US, South Korea start annual military drills despite North’s nuclear threat

South Korea and the United States began annual military drills on Monday despite North Korea’s threat of nuclear strikes in response to the exercises that it calls an invasion rehearsal.
Such fiery rhetoric by Pyongyang is not unusual. But the latest warning comes at a time of more tension following the defection of a senior North Korean diplomat and a US plan to place a high-tech defence missile system in South Korea.
The North’s military said in a statement on Monday that it will turn Seoul and Washington into “a heap of ashes through a Korean-style pre-emptive nuclear strike” if they show any signs of aggression toward the North’s territory.
The North’s “first-strike” units are ready to mount retaliatory attacks on South Korean and US forces involved in the drills, according to the statement, carried by Pyongyang’s state media.
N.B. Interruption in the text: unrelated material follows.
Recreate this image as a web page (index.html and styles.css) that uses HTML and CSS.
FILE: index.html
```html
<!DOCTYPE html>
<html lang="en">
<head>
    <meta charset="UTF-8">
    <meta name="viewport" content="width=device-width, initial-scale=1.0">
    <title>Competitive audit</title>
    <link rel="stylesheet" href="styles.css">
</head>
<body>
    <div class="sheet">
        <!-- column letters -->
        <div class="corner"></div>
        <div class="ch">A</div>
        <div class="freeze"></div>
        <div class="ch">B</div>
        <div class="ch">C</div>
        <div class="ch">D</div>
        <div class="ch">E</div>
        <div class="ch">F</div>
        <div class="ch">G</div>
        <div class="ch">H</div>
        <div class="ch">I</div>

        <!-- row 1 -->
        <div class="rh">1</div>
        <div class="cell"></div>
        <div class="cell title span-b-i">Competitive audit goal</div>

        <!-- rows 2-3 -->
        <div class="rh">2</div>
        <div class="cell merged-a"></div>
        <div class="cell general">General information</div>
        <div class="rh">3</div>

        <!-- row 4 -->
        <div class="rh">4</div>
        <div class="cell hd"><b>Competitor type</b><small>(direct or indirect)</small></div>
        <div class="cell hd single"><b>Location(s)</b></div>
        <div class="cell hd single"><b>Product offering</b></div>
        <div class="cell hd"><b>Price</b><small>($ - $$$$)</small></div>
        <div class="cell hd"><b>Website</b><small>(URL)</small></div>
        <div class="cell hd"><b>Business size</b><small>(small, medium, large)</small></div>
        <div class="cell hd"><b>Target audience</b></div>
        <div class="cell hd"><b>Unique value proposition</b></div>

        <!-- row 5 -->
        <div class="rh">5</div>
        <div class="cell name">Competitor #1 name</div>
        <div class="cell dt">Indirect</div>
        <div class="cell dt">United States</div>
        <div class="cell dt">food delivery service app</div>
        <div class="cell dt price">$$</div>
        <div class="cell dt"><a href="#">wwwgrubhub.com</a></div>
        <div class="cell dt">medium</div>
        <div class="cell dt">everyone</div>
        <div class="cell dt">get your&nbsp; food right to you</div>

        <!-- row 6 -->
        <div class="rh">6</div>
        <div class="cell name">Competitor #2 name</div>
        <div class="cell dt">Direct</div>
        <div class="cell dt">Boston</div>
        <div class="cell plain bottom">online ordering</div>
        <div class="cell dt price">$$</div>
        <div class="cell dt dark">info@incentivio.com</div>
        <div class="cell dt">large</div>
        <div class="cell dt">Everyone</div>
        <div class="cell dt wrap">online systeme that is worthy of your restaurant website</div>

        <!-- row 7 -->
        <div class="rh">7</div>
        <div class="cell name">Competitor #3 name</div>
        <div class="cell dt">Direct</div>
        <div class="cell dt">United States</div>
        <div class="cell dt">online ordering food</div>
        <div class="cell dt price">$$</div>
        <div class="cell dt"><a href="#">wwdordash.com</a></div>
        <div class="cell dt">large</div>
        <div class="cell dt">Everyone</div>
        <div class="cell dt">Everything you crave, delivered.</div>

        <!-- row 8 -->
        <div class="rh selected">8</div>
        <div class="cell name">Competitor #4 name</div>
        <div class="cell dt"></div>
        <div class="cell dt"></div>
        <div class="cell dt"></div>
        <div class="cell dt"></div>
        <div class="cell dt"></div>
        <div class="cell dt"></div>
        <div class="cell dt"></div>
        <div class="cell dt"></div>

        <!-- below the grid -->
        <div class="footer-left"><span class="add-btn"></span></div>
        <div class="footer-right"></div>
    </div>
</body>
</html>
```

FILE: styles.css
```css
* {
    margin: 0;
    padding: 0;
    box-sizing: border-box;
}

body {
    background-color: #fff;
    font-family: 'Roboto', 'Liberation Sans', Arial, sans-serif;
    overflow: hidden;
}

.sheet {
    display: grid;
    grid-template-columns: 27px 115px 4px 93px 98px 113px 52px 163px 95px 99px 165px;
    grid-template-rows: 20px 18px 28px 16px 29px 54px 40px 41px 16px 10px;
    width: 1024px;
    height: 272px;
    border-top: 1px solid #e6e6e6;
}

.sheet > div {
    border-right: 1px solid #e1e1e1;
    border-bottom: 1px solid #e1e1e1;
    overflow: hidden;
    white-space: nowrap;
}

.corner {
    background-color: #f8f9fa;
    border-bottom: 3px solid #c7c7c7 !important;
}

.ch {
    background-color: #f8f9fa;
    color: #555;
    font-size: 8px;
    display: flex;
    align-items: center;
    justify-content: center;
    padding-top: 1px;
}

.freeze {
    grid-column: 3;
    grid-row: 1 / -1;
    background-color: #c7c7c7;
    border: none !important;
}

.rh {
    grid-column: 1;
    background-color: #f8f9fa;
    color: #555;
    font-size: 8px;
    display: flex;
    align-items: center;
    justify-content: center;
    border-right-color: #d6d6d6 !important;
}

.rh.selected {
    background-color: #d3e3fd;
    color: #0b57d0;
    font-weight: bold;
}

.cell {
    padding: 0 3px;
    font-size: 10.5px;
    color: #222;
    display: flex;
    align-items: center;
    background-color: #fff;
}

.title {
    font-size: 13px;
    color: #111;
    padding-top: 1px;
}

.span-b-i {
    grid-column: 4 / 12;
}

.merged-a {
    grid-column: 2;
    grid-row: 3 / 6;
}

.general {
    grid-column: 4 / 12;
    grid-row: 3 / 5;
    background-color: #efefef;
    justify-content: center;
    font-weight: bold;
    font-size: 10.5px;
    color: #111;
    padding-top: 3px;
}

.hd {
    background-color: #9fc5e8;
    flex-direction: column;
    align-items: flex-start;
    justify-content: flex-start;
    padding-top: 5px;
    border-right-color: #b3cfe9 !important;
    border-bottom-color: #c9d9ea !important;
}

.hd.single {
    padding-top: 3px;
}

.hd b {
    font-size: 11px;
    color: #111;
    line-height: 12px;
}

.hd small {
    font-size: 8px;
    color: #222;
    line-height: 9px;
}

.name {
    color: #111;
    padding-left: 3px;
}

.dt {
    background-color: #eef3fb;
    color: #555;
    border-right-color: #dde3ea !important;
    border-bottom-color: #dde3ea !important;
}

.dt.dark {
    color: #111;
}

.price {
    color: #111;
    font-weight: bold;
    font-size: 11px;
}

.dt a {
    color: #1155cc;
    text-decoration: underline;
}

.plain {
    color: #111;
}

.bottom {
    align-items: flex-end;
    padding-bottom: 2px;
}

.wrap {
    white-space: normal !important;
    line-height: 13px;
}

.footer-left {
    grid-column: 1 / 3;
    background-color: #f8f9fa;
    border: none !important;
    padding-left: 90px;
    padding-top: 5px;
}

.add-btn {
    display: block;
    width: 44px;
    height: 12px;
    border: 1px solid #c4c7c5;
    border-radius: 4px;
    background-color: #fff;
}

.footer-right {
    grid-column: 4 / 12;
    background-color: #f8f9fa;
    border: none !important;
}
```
South Korea’s Unification Ministry expressed “strong” regret over the North’s warning, saying the drills with the US are defensive in nature. Seoul and Washington have repeatedly said they have no intentions of invading Pyongyang.
The Ulchi Freedom Guardian drills that began on Monday for a 12-day run are largely computer-simulated war games. The training involves 25,000 American troops and 50,000 South Korean soldiers, according to the US and South Korean militaries.